+++ MATERIAL SUPPLIED +++

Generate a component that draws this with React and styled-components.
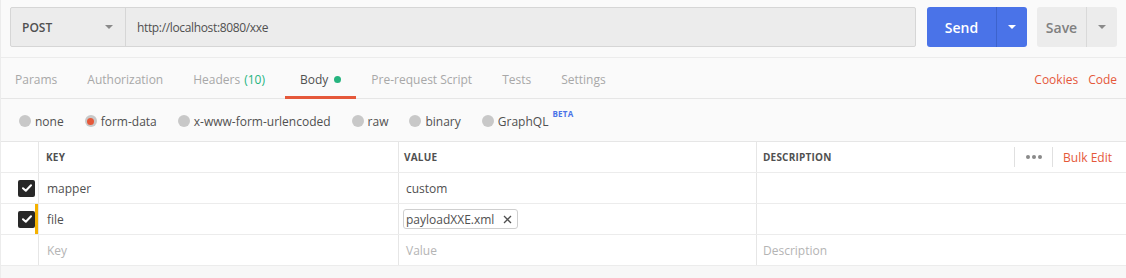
import React from "react";
import styled, { createGlobalStyle } from "styled-components";

const Global = createGlobalStyle`
  html, body { margin: 0; padding: 0; background: #fafafa; }
  body { font-family: "Open Sans", "Noto Sans", sans-serif; color: #505050; }
  * { box-sizing: border-box; }
`;

const Page = styled.div`
  width: 1126px;
  height: 278px;
  background: #fafafa;
  border-left: 1px solid #ececec;
  overflow: hidden;
`;

const TopBar = styled.div`
  display: flex;
  align-items: stretch;
  height: 47px;
  padding: 7px 9px 0 9px;
`;

const UrlGroup = styled.div`
  flex: 1;
  display: flex;
  height: 40px;
  border: 1px solid #d6d6d6;
  border-radius: 2px;
  background: #ececec;
`;

const Method = styled.div`
  width: 115px;
  display: flex;
  align-items: center;
  justify-content: space-between;
  padding: 0 12px 0 11px;
  border-right: 1px solid #d6d6d6;
  font-size: 12px;
  font-weight: 600;
  color: #505050;
`;

const Caret = styled.span`
  width: 0;
  height: 0;
  border-left: 4px solid transparent;
  border-right: 4px solid transparent;
  border-top: 4px solid ${(p) => p.$color || "#8a8a8a"};
`;

const UrlText = styled.div`
  display: flex;
  align-items: center;
  padding-left: 11px;
  font-size: 12px;
  letter-spacing: -0.35px;
  color: #505050;
`;

const SplitButton = styled.div`
  display: flex;
  height: 40px;
  margin-left: ${(p) => p.$ml}px;
  border-radius: 3px;
  background: ${(p) => (p.$primary ? "#4a73e8" : "#ececec")};
  color: ${(p) => (p.$primary ? "#ffffff" : "#808080")};
  overflow: hidden;
`;

const MainPart = styled.div`
  width: ${(p) => p.$w}px;
  display: flex;
  align-items: center;
  justify-content: center;
  font-size: 14px;
  font-weight: 600;
  border-right: 1px solid ${(p) => (p.$primary ? "#3d63cc" : "#d9d9d9")};
`;

const CaretPart = styled.div`
  width: 30px;
  display: flex;
  align-items: center;
  justify-content: center;
`;

const TabsRow = styled.div`
  display: flex;
  align-items: stretch;
  height: 42px;
  margin-top: 10px;
  border-top: 1px solid #ececec;
  border-bottom: 1px solid #e6e6e6;
  padding: 2px 9px 0 14px;
`;

const Tab = styled.div`
  position: relative;
  display: flex;
  align-items: center;
  margin-right: ${(p) => p.$mr}px;
  font-size: 12px;
  color: ${(p) => (p.$active ? "#505050" : "#a8a8a8")};
  ${(p) =>
    p.$active &&
    `&::after { content: ""; position: absolute; left: -15px; right: -15px; bottom: -1px; height: 3px; background: #e5583a; }`}
`;

const Count = styled.span`
  color: #26b47f;
  margin-left: 4px;
`;

const Dot = styled.span`
  width: 7px;
  height: 7px;
  border-radius: 50%;
  background: #26b47f;
  margin-left: 6px;
`;

const Spacer = styled.div`
  flex: 1;
`;

const LinkTab = styled.div`
  display: flex;
  align-items: center;
  font-size: 12px;
  color: #e5583a;
  margin-left: ${(p) => p.$ml || 0}px;
`;

const RadioRow = styled.div`
  display: flex;
  align-items: center;
  height: 42px;
  padding-left: 18px;
  padding-top: 2px;
`;

const RadioItem = styled.div`
  display: flex;
  align-items: center;
  margin-right: ${(p) => p.$mr}px;
  font-size: 12px;
  color: #505050;
`;

const RadioCircle = styled.span`
  width: 12px;
  height: 12px;
  border-radius: 50%;
  background: #c8c8c8;
  margin-right: 4px;
  display: flex;
  align-items: center;
  justify-content: center;
  &::after {
    content: "";
    display: ${(p) => (p.$on ? "block" : "none")};
    width: 7px;
    height: 7px;
    border-radius: 50%;
    background: #e5583a;
  }
`;

const Beta = styled.sup`
  font-size: 8px;
  font-weight: 700;
  color: #4a73e8;
  margin-left: 4px;
  align-self: flex-start;
  margin-top: -5px;
  letter-spacing: 0.3px;
`;

const Table = styled.div`
  border-top: 1px solid #e6e6e6;
  background: #ffffff;
`;

const Row = styled.div`
  display: grid;
  grid-template-columns: 38px 360px 358px 1fr;
  height: 31px;
  border-bottom: 1px solid #ececec;
`;

const CheckCell = styled.div`
  position: relative;
  display: flex;
  align-items: center;
  justify-content: flex-end;
  padding-right: 3px;
  border-right: 1px solid #e6e6e6;
  ${(p) =>
    p.$mark &&
    `&::after { content: ""; position: absolute; right: 0; top: 0; bottom: 0; width: 3px; background: #f5b200; }`}
`;

const CheckBox = styled.span`
  width: 17px;
  height: 17px;
  border-radius: 2px;
  background: #282828;
  display: flex;
  align-items: center;
  justify-content: center;
`;

const Cell = styled.div`
  display: flex;
  align-items: center;
  padding-left: ${(p) => p.$pl || 7}px;
  border-right: ${(p) => (p.$last ? "none" : "1px solid #e6e6e6")};
  font-size: 12px;
  color: ${(p) => (p.$ph ? "#b4b4b4" : "#505050")};
`;

const HeadCell = styled(Cell)`
  font-size: 10px;
  font-weight: 700;
  color: #505050;
  letter-spacing: 0.2px;
`;

const HeadTools = styled.div`
  margin-left: auto;
  display: flex;
  align-items: center;
  height: 100%;
  padding: 5px 0;
`;

const ToolSep = styled.span`
  width: 1px;
  align-self: stretch;
  background: #e0e0e0;
`;

const Dots = styled.span`
  display: flex;
  gap: 2px;
  padding: 0 10px 0 11px;
  & > i {
    width: 4px;
    height: 4px;
    border-radius: 50%;
    background: #8a8a8a;
  }
`;

const BulkEdit = styled.span`
  font-size: 12px;
  font-weight: 400;
  color: #e5583a;
  letter-spacing: 0;
  padding: 0 14px 0 10px;
`;

const Chip = styled.span`
  display: inline-flex;
  align-items: center;
  height: 20px;
  padding: 0 5px 0 2px;
  border: 1px solid #cfcfcf;
  border-radius: 3px;
  font-size: 12px;
  color: #505050;
  margin-left: -3px;
`;

const ChipX = styled.svg`
  margin-left: 9px;
`;

const Footer = styled.div`
  height: 20px;
  background: #f7f7f7;
`;

const Check = () => (
  <CheckBox>
    <svg width="10" height="8" viewBox="0 0 10 8">
      <path d="M1 4.2 L3.8 6.8 L9 1.2" stroke="#fff" strokeWidth="2" fill="none" strokeLinecap="round" strokeLinejoin="round" />
    </svg>
  </CheckBox>
);

export default function App() {
  return (
    <Page>
      <Global />
      <TopBar>
        <UrlGroup>
          <Method>
            POST
            <Caret />
          </Method>
          <UrlText>http://localhost:8080/xxe</UrlText>
        </UrlGroup>
        <SplitButton $primary $ml={11}>
          <MainPart $primary $w={70}>Send</MainPart>
          <CaretPart>
            <Caret $color="#ffffff" />
          </CaretPart>
        </SplitButton>
        <SplitButton $ml={10}>
          <MainPart $w={50}>Save</MainPart>
          <CaretPart>
            <Caret $color="#8a8a8a" />
          </CaretPart>
        </SplitButton>
      </TopBar>

      <TabsRow>
        <Tab $mr={30}>Params</Tab>
        <Tab $mr={30}>Authorization</Tab>
        <Tab $mr={35}>
          Headers<Count>(10)</Count>
        </Tab>
        <Tab $mr={30} $active>
          Body<Dot />
        </Tab>
        <Tab $mr={30}>Pre-request Script</Tab>
        <Tab $mr={30}>Tests</Tab>
        <Tab $mr={0}>Settings</Tab>
        <Spacer />
        <LinkTab>Cookies</LinkTab>
        <LinkTab $ml={10}>Code</LinkTab>
      </TabsRow>

      <RadioRow>
        <RadioItem $mr={21}>
          <RadioCircle />
          none
        </RadioItem>
        <RadioItem $mr={21}>
          <RadioCircle $on />
          form-data
        </RadioItem>
        <RadioItem $mr={21}>
          <RadioCircle />
          x-www-form-urlencoded
        </RadioItem>
        <RadioItem $mr={21}>
          <RadioCircle />
          raw
        </RadioItem>
        <RadioItem $mr={21}>
          <RadioCircle />
          binary
        </RadioItem>
        <RadioItem $mr={0}>
          <RadioCircle />
          GraphQL
          <Beta>BETA</Beta>
        </RadioItem>
      </RadioRow>

      <Table>
        <Row>
          <CheckCell />
          <HeadCell $pl={7}>KEY</HeadCell>
          <HeadCell $pl={5}>VALUE</HeadCell>
          <HeadCell $pl={6} $last>
            DESCRIPTION
            <HeadTools>
              <ToolSep />
              <Dots>
                <i />
                <i />
                <i />
              </Dots>
              <ToolSep />
              <BulkEdit>Bulk Edit</BulkEdit>
            </HeadTools>
          </HeadCell>
        </Row>
        <Row>
          <CheckCell>
            <Check />
          </CheckCell>
          <Cell $pl={8}>mapper</Cell>
          <Cell>custom</Cell>
          <Cell $last />
        </Row>
        <Row>
          <CheckCell $mark>
            <Check />
          </CheckCell>
          <Cell $pl={8}>file</Cell>
          <Cell>
            <Chip>
              payloadXXE.xml
              <ChipX width="9" height="9" viewBox="0 0 9 9">
                <path d="M1 1 L8 8 M8 1 L1 8" stroke="#505050" strokeWidth="1.3" />
              </ChipX>
            </Chip>
          </Cell>
          <Cell $last />
        </Row>
        <Row>
          <CheckCell />
          <Cell $ph $pl={8}>Key</Cell>
          <Cell $ph>Value</Cell>
          <Cell $ph $pl={6} $last>
            Description
          </Cell>
        </Row>
      </Table>
      <Footer />
    </Page>
  );
}
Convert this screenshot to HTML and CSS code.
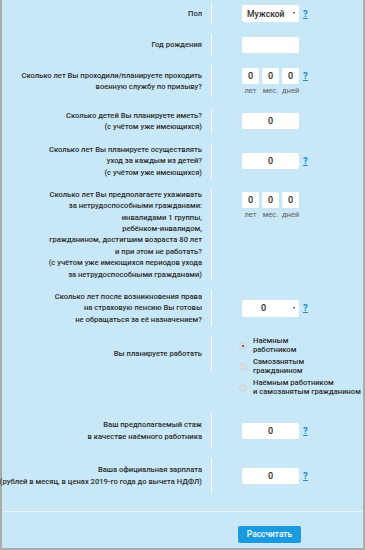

+++

STATED EXERCISE: Reply with one number only: the count of lines in the entries that contain "this".

COMPLETED EXERCISE: 2